Residents will still have some time to wait. NYCHA expects to issue the RFP for 360 units of affordable housing next February and award the contract by fall 2011. Construction would begin in fall 2012, ten years after Prospect Plaza was emptied. It would then progress in three phases, Barrera says.

And while the NYCHA team working on Prospect Plaza is energized by their interactions with the community, there are no promises that the plan articulated at the re-envisioning conference will actually come to fruition.

“There are still pieces and challenges that we have to work through. People want an open park. How will that work? Who will maintain it? Should we be talking to the Trust for Public Land?,” says Ilene Popkin NYCHA’s assistant deputy general manager for development. She raised similar reservations about a community center and small businesses. But the public input “is definitely the bones and framework” of the planning process, she insists.

Suspicions acknowledged

The replacement units will all be subsidized housing, set at 60 percent of area media income, Popkin says. And while NYCHA won’t run or manage the buildings, they will have a long term interest in them, whether though a deed restriction or a lease or other agreement with the eventual developer, she adds.
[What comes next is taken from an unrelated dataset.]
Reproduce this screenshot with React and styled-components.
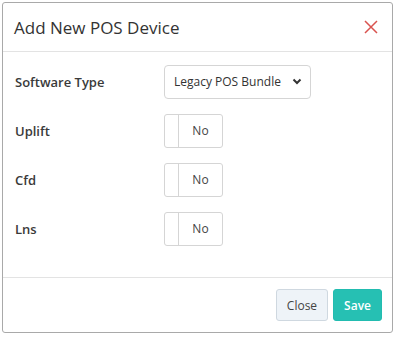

The precise number of public housing units in the new development will depend on how financing is structured. With $17.8 million of the original HOPE VI money left, NYCHA can afford to have 80 units built. The rest of the development will be financed with some combination of tax-free bonds and tax credits, in conjunction with the city’s Department of Housing Preservation and Development and the Housing Development Corp. Those crucial partners were not involved in earlier Prospect Plaza plan, Popkin says.

This time the plan is going to be executed, Popkin says, acknowledging that plenty of former residents and neighbors are suspicious and weary.

“I think there is a general concern about demolishing towers. I think what we need to say is we understand that we have to earn their trust,” she says. “There is a commitment to seeing it happen and to make transparency and responsiveness priorities.”